## [Data in this exercise]
★ ★ ★

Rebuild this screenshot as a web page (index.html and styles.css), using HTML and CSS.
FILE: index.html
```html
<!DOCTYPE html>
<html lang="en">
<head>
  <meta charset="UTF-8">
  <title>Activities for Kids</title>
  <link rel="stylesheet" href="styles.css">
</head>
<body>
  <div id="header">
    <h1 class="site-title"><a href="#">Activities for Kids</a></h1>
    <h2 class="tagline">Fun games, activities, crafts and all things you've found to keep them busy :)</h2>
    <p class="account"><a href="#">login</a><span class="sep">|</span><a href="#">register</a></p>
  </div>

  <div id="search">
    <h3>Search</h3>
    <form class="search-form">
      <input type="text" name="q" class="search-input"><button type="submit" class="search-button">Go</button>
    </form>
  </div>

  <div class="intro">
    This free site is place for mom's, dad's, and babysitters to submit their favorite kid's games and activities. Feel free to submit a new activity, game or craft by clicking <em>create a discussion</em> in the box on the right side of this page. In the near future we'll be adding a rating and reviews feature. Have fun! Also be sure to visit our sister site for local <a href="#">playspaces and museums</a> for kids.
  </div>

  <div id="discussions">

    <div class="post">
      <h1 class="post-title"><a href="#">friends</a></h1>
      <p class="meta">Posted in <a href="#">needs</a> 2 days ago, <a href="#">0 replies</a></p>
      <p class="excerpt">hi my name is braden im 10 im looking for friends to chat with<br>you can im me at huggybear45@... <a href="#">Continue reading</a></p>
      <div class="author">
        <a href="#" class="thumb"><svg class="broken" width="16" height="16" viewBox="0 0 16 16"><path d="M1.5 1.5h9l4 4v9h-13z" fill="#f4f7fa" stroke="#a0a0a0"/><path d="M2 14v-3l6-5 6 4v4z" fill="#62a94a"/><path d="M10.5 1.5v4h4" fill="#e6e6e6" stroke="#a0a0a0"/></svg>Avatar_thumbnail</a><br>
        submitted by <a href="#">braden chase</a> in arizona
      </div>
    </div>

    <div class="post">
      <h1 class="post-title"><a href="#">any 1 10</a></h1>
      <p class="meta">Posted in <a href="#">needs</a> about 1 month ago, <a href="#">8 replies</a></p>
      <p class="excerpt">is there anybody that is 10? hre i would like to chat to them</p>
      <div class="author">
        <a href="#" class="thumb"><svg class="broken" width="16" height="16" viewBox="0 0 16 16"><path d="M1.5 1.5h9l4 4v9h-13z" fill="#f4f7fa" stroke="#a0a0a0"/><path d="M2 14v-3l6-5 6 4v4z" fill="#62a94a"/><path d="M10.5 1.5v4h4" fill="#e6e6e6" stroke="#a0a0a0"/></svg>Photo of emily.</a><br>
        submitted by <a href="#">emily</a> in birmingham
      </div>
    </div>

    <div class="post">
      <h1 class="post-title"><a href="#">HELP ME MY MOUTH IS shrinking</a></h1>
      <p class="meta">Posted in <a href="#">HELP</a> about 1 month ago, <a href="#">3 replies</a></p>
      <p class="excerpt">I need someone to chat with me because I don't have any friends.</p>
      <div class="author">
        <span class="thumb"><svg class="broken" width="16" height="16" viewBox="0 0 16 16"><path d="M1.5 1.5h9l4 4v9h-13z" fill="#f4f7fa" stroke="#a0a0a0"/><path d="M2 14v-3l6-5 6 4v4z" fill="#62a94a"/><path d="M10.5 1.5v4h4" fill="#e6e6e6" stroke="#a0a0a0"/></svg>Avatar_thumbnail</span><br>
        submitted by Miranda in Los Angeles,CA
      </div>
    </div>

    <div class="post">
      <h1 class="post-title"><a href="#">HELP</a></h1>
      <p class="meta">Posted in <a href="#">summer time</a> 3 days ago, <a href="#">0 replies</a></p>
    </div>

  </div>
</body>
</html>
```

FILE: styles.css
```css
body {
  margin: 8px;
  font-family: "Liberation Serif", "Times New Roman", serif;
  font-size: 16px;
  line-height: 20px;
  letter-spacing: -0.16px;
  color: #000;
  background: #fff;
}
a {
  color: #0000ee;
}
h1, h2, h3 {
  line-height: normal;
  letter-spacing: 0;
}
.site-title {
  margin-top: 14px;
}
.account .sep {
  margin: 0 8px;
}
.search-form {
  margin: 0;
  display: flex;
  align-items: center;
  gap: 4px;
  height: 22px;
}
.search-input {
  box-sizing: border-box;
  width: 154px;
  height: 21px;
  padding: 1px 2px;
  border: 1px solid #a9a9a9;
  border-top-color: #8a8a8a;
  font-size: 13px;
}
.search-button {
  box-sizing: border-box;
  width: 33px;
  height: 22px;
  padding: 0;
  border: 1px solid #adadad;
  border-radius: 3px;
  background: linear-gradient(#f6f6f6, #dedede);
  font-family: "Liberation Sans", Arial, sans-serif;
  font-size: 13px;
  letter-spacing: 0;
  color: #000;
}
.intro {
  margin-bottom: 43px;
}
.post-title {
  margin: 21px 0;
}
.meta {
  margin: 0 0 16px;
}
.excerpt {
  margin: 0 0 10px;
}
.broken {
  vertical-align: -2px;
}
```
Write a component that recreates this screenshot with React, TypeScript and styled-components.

★ ★ ★

## [Task objective]
Set down the listing above in full, please, exactly as it appears.

## [Solution to this exercise]
Rebuild this screenshot as a web page (index.html and styles.css), using HTML and CSS.
FILE: index.html
```html
<!DOCTYPE html>
<html lang="en">
<head>
  <meta charset="UTF-8">
  <title>Activities for Kids</title>
  <link rel="stylesheet" href="styles.css">
</head>
<body>
  <div id="header">
    <h1 class="site-title"><a href="#">Activities for Kids</a></h1>
    <h2 class="tagline">Fun games, activities, crafts and all things you've found to keep them busy :)</h2>
    <p class="account"><a href="#">login</a><span class="sep">|</span><a href="#">register</a></p>
  </div>

  <div id="search">
    <h3>Search</h3>
    <form class="search-form">
      <input type="text" name="q" class="search-input"><button type="submit" class="search-button">Go</button>
    </form>
  </div>

  <div class="intro">
    This free site is place for mom's, dad's, and babysitters to submit their favorite kid's games and activities. Feel free to submit a new activity, game or craft by clicking <em>create a discussion</em> in the box on the right side of this page. In the near future we'll be adding a rating and reviews feature. Have fun! Also be sure to visit our sister site for local <a href="#">playspaces and museums</a> for kids.
  </div>

  <div id="discussions">

    <div class="post">
      <h1 class="post-title"><a href="#">friends</a></h1>
      <p class="meta">Posted in <a href="#">needs</a> 2 days ago, <a href="#">0 replies</a></p>
      <p class="excerpt">hi my name is braden im 10 im looking for friends to chat with<br>you can im me at huggybear45@... <a href="#">Continue reading</a></p>
      <div class="author">
        <a href="#" class="thumb"><svg class="broken" width="16" height="16" viewBox="0 0 16 16"><path d="M1.5 1.5h9l4 4v9h-13z" fill="#f4f7fa" stroke="#a0a0a0"/><path d="M2 14v-3l6-5 6 4v4z" fill="#62a94a"/><path d="M10.5 1.5v4h4" fill="#e6e6e6" stroke="#a0a0a0"/></svg>Avatar_thumbnail</a><br>
        submitted by <a href="#">braden chase</a> in arizona
      </div>
    </div>

    <div class="post">
      <h1 class="post-title"><a href="#">any 1 10</a></h1>
      <p class="meta">Posted in <a href="#">needs</a> about 1 month ago, <a href="#">8 replies</a></p>
      <p class="excerpt">is there anybody that is 10? hre i would like to chat to them</p>
      <div class="author">
        <a href="#" class="thumb"><svg class="broken" width="16" height="16" viewBox="0 0 16 16"><path d="M1.5 1.5h9l4 4v9h-13z" fill="#f4f7fa" stroke="#a0a0a0"/><path d="M2 14v-3l6-5 6 4v4z" fill="#62a94a"/><path d="M10.5 1.5v4h4" fill="#e6e6e6" stroke="#a0a0a0"/></svg>Photo of emily.</a><br>
        submitted by <a href="#">emily</a> in birmingham
      </div>
    </div>

    <div class="post">
      <h1 class="post-title"><a href="#">HELP ME MY MOUTH IS shrinking</a></h1>
      <p class="meta">Posted in <a href="#">HELP</a> about 1 month ago, <a href="#">3 replies</a></p>
      <p class="excerpt">I need someone to chat with me because I don't have any friends.</p>
      <div class="author">
        <span class="thumb"><svg class="broken" width="16" height="16" viewBox="0 0 16 16"><path d="M1.5 1.5h9l4 4v9h-13z" fill="#f4f7fa" stroke="#a0a0a0"/><path d="M2 14v-3l6-5 6 4v4z" fill="#62a94a"/><path d="M10.5 1.5v4h4" fill="#e6e6e6" stroke="#a0a0a0"/></svg>Avatar_thumbnail</span><br>
        submitted by Miranda in Los Angeles,CA
      </div>
    </div>

    <div class="post">
      <h1 class="post-title"><a href="#">HELP</a></h1>
      <p class="meta">Posted in <a href="#">summer time</a> 3 days ago, <a href="#">0 replies</a></p>
    </div>

  </div>
</body>
</html>
```

FILE: styles.css
```css
body {
  margin: 8px;
  font-family: "Liberation Serif", "Times New Roman", serif;
  font-size: 16px;
  line-height: 20px;
  letter-spacing: -0.16px;
  color: #000;
  background: #fff;
}
a {
  color: #0000ee;
}
h1, h2, h3 {
  line-height: normal;
  letter-spacing: 0;
}
.site-title {
  margin-top: 14px;
}
.account .sep {
  margin: 0 8px;
}
.search-form {
  margin: 0;
  display: flex;
  align-items: center;
  gap: 4px;
  height: 22px;
}
.search-input {
  box-sizing: border-box;
  width: 154px;
  height: 21px;
  padding: 1px 2px;
  border: 1px solid #a9a9a9;
  border-top-color: #8a8a8a;
  font-size: 13px;
}
.search-button {
  box-sizing: border-box;
  width: 33px;
  height: 22px;
  padding: 0;
  border: 1px solid #adadad;
  border-radius: 3px;
  background: linear-gradient(#f6f6f6, #dedede);
  font-family: "Liberation Sans", Arial, sans-serif;
  font-size: 13px;
  letter-spacing: 0;
  color: #000;
}
.intro {
  margin-bottom: 43px;
}
.post-title {
  margin: 21px 0;
}
.meta {
  margin: 0 0 16px;
}
.excerpt {
  margin: 0 0 10px;
}
.broken {
  vertical-align: -2px;
}
```
Write a component that recreates this screenshot with React, TypeScript and styled-components.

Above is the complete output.